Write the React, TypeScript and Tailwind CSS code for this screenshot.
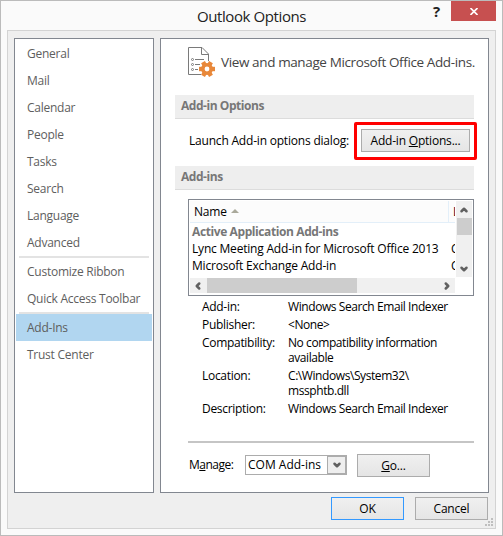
import { ChevronDown, ChevronLeft, ChevronRight, ChevronUp } from 'lucide-react';

const navGroups = [
    [
        'General',
        'Mail',
        'Calendar',
        'People',
        'Tasks',
        'Search',
        'Language',
        'Advanced',
    ],
    ['Customize Ribbon', 'Quick Access Toolbar'],
    ['Add-Ins', 'Trust Center'],
];

const details = [
    { label: 'Add-in:', value: 'Windows Search Email Indexer' },
    { label: 'Publisher:', value: '<None>' },
    { label: 'Compatibility:', value: 'No compatibility information\navailable' },
    { label: 'Location:', value: 'C:\\Windows\\System32\\\nmssphtb.dll' },
    { label: 'Description:', value: 'Windows Search Email Indexer' },
];

const buttonClass =
    'flex h-[23px] shrink-0 items-center justify-center border bg-gradient-to-b from-[#f0f0f0] to-[#e5e5e5]';

function SectionTitle({ children }: { children: string }) {
    return (
        <h2 className="flex h-6 items-center border-b border-[#dcdcdc] bg-[#eee] pb-0.5 pl-1.5 text-[12px] font-bold tracking-[-0.45px] text-[#777]">
            {children}
        </h2>
    );
}

function AddinsIcon() {
    return (
        <svg width="28" height="31" viewBox="0 0 28 31" fill="none" className="shrink-0">
            <path
                d="M13 27.500H.5V.5H14l6.500 6.500V14M13.500.5V7.500H20.500"
                stroke="#7a7a7a"
            />
            <circle cx="4.500" cy="12.500" r="1" stroke="#7a7a7a" />
            <circle cx="4.500" cy="17.500" r="1" stroke="#7a7a7a" />
            <circle cx="4.500" cy="22.500" r="1" stroke="#7a7a7a" />
            <path d="M7 12.500h9M7 17.500h5M7 22.500h3" stroke="#7a7a7a" />
            <g fill="#e8883a">
                <rect x="16.800" y="14" width="4.400" height="16" transform="rotate(30 19 22)" />
                <rect x="16.800" y="14" width="4.400" height="16" transform="rotate(90 19 22)" />
                <rect x="16.800" y="14" width="4.400" height="16" transform="rotate(150 19 22)" />
            </g>
            <circle cx="19" cy="22" r="4.200" stroke="#e8883a" strokeWidth="3.600" fill="#fff" />
        </svg>
    );
}

function Sidebar() {
    return (
        <nav className="flex w-[140px] shrink-0 flex-col border border-[#828790] bg-white px-px pt-px tracking-[-0.25px] text-[#5e5e5e]">
            {navGroups.map((group, i) => (
                <div key={i}>
                    {i > 0 && <div className="mx-[3px] h-0.5 bg-[#e3e3e3]" />}
                    {group.map((item) => (
                        <div
                            key={item}
                            className={`flex h-[27px] items-center pl-[11px] pt-px ${
                                item === 'Add-Ins' ? 'bg-[#b1d6f0]' : ''
                            }`}
                        >
                            {item}
                        </div>
                    ))}
                </div>
            ))}
        </nav>
    );
}

function AddinsList() {
    return (
        <div className="ml-[13px] mt-[9px] h-[97px] border border-[#828790] bg-white p-px">
            <div className="flex h-[77px]">
                <div className="w-[265px] shrink-0 overflow-hidden whitespace-nowrap">
                    <div className="flex h-[22px] border-b border-[#e3eff9] bg-[#fcfcfc]">
                        <div className="flex w-[259px] shrink-0 items-center border-r border-[#e3eff9] pl-1 pt-px">
                            Name
                            <svg width="8" height="4" className="-mt-0.5 ml-1">
                                <path d="M0 4 4 0 8 4Z" fill="#aaa99b" />
                            </svg>
                        </div>
                        <div className="flex shrink-0 items-center pl-[4px] pt-px text-[#400020]">
                            Location
                        </div>
                    </div>
                    <div className="h-[17px] pl-0.5 font-bold leading-[17px] tracking-[-0.4px] text-[#777]">
                        Active Application Add-ins
                    </div>
                    <div className="flex h-[17px] pl-0.5 leading-[17px]">
                        <span className="w-[259px] shrink-0">
                            Lync Meeting Add-in for Microsoft Office 2013
                        </span>
                        <span>C:\</span>
                    </div>
                    <div className="flex h-[17px] pl-0.5 leading-[17px]">
                        <span className="w-[259px] shrink-0">Microsoft Exchange Add-in</span>
                        <span>C:\</span>
                    </div>
                </div>
                <div className="ml-px flex h-[76px] w-4 shrink-0 flex-col items-center bg-[#f0f0f0]">
                    <ChevronUp
                        className="mt-1 size-[10px] shrink-0 text-[#606060]"
                        strokeWidth={6}
                    />
                    <div className="mt-[3px] h-[17px] w-[15px] bg-[#cdcdcd]" />
                    <ChevronDown
                        className="mb-[3px] mt-auto size-[10px] shrink-0 text-[#606060]"
                        strokeWidth={6}
                    />
                </div>
            </div>
            <div className="flex h-[15px] w-[265px] items-center bg-[#f0f0f0]">
                <ChevronLeft className="ml-[3px] size-[10px] text-[#606060]" strokeWidth={6} />
                <div className="ml-1 h-[15px] w-[150px] bg-[#cdcdcd]" />
                <ChevronRight
                    className="ml-auto mr-[3px] size-[10px] text-[#606060]"
                    strokeWidth={6}
                />
            </div>
        </div>
    );
}

function AddinsPanel() {
    return (
        <main className="w-[329px] shrink-0 border border-[#828790] bg-white px-[14px]">
            <div className="flex h-14 pl-[13px] pt-2">
                <AddinsIcon />
                <p className="ml-[5px] mt-[5px] whitespace-nowrap text-[13.5px] leading-5 tracking-[-0.38px] text-[#444]">
                    View and manage Microsoft Office Add-ins.
                </p>
            </div>

            <SectionTitle>Add-in Options</SectionTitle>
            <div className="flex h-[47px] pl-[14px]">
                <span className="mt-[14px] w-[165px] shrink-0 whitespace-nowrap">
                    Launch Add-in options dialog:
                </span>
                <div className="mt-[3px] h-[38px] w-[123px] shrink-0 rounded-[2px] border-[3px] border-[#f00] pl-1 pt-1">
                    <button className={`${buttonClass} w-[109px] border-[#acacac]`}>
                        Add-in&nbsp;<u>O</u>ptions...
                    </button>
                </div>
            </div>

            <SectionTitle>Add-ins</SectionTitle>
            <AddinsList />

            <dl className="ml-[27px] mt-[3px] flex flex-col gap-[3px] leading-[15px]">
                {details.map(({ label, value }) => (
                    <div key={label} className="flex">
                        <dt className="w-[86px] shrink-0 tracking-[-0.3px]">{label}</dt>
                        <dd className="whitespace-pre tracking-[-0.42px]">{value}</dd>
                    </div>
                ))}
            </dl>

            <div className="ml-[13px] mt-[25px] h-0.5 bg-[#c5c5c5]" />

            <div className="ml-[14px] mt-[11px] flex">
                <span className="mt-[3px] w-14 tracking-[-0.5px]">
                    M<u>a</u>nage:
                </span>
                <div className="mt-px flex h-5 w-[102px] border border-[#acacac]">
                    <span className="w-[81px] pl-0.5 leading-[18px] tracking-normal">
                        COM Add-ins
                    </span>
                    <span className="flex w-[19px] items-center justify-center border border-[#acacac] bg-[#eee]">
                        <ChevronDown className="size-[10px] text-[#606060]" strokeWidth={6} />
                    </span>
                </div>
                <button className={`${buttonClass} ml-[10px] w-[73px] border-[#acacac]`}>
                    <u>G</u>o...
                </button>
            </div>
        </main>
    );
}

export default function App() {
    return (
        <div className="flex h-[536px] w-[503px] flex-col border border-[#bbb] bg-[#fafafa] font-['Open_Sans','Noto_Sans',sans-serif] text-[12px] leading-4 tracking-[-0.2px] text-black">
            <header className="relative flex h-[29px] items-center justify-center">
                <h1 className="text-[15px] tracking-[-0.4px] text-[#222]">Outlook Options</h1>
                <div className="absolute right-[6px] top-0 flex">
                    <span className="w-[18px] text-[15px] font-bold leading-5 text-[#222]">
                        ?
                    </span>
                    <button className="flex h-5 w-[45px] items-center justify-center bg-[#c75050]">
                        <svg width="8" height="7" viewBox="0 0 8 7">
                            <path d="M.5 0 7.500 7M7.500 0 .5 7" stroke="#fff" strokeWidth="1.600" />
                        </svg>
                    </button>
                </div>
            </header>

            <div className="relative mx-1.5 h-[499px] border border-[#d3d3d3] bg-[#efefef] px-1.5 pt-[7px]">
                <div className="flex h-[455px] gap-1.5">
                    <Sidebar />
                    <AddinsPanel />
                </div>
                <div className="mr-px mt-1 flex justify-end gap-[11px]">
                    <button className={`${buttonClass} w-[73px] border-[#3399ff]`}>OK</button>
                    <button className={`${buttonClass} w-[73px] border-[#acacac]`}>Cancel</button>
                </div>
                <svg
                    width="8"
                    height="8"
                    className="absolute bottom-0.5 right-0.5"
                    fill="#bfbfbf"
                >
                    <path d="M6 0h2v2h-2zM3 3h2v2h-2zM6 3h2v2h-2zM0 6h2v2h-2zM3 6h2v2h-2zM6 6h2v2h-2z" />
                </svg>
            </div>
        </div>
    );
}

==*==

• **PROBLEM DETAILS**: Write out again, exactly, the lines from the start of the listing up to the line containing "ChevronLeft, ChevronRight, ChevronUp", with both ends and without pictures.

• **RESULT**:
Write the React, TypeScript and Tailwind CSS code for this screenshot.
import { ChevronDown, ChevronLeft, ChevronRight, ChevronUp } from 'lucide-react';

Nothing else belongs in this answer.